Gold mine in Nevada, United States

The Round Mountain Gold Mine is an open pit gold mine in Round Mountain, Nevada. The mine is operated and owned by Kinross Gold.

==History==
Mining at Round Mountain occurred as early as 1906, using underground techniques. The mine produced 350,000 ounces of gold through underground mining over a sixty-year period, before converting to an open pit. In 2003 Kinross acquired 50% of the Round Mountain mine from Echo Bay Mines through a merger. In 2016, Kinross purchased the remaining 50% from Barrick Gold Corporation.

==Description==
The Round Mountain Gold Mine is owned and operated by Kinross Gold. Until early in 2016, it was a 50:50 joint venture between Barrick Gold and Kinross Gold, with Kinross as the operator. The mine is 55 mi north of the town of Tonopah, with a workforce of approximately 750 people.
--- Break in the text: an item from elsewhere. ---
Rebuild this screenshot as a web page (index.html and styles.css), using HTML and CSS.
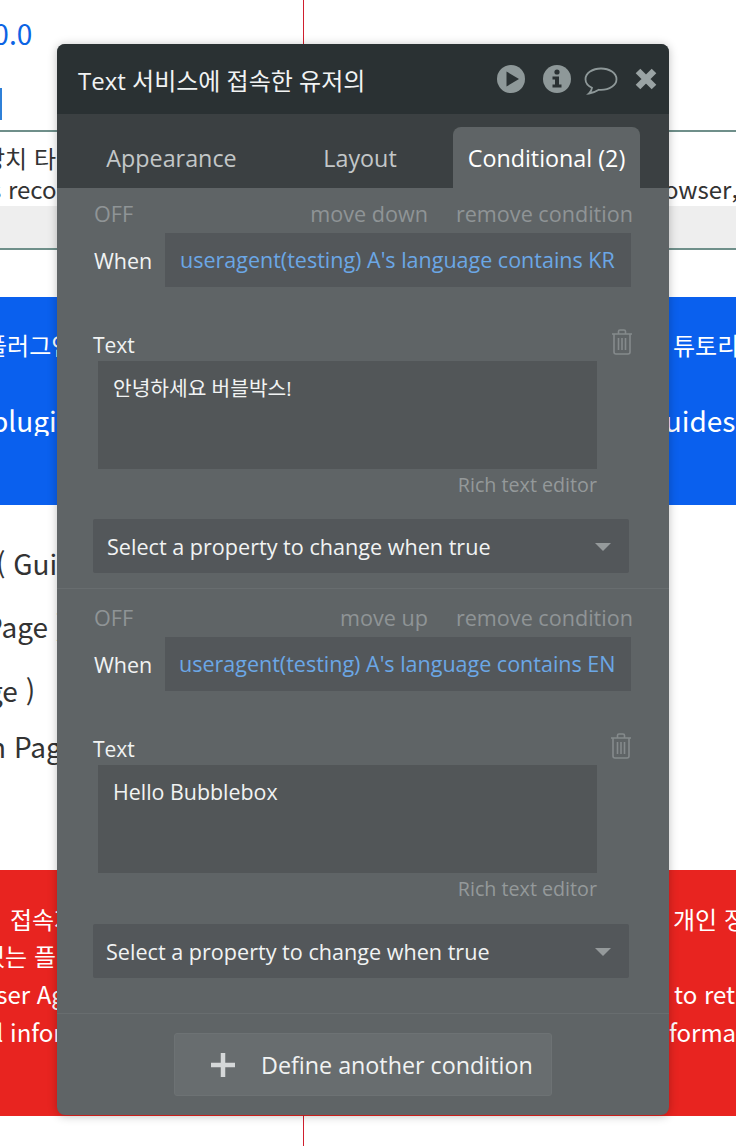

In 2010, expansion of the mine was approved by the Bureau of Land Management. The expansion would include increasing the depth and width of the pit, and increasing the capacity of related mining and mineral processing infrastructure. The expansion was appealed by the non-governmental organizations Great Basin Resource Watch and the Western Shoshone Defense Project. The groups also appealed the construction of Gold Hill, a second pit near Round Mountain, that is part of the expansion. As of summer 2011, road construction and environmental mitigation began for the Round Hill expansion. Ore from the Gold Hill site is processed on site on a leach pad, while the pouring of gold bars takes place at the Round Mountain facility.

== Geological Setting ==
The Round Mountain Mine is a low sulfidation epithermal deposit.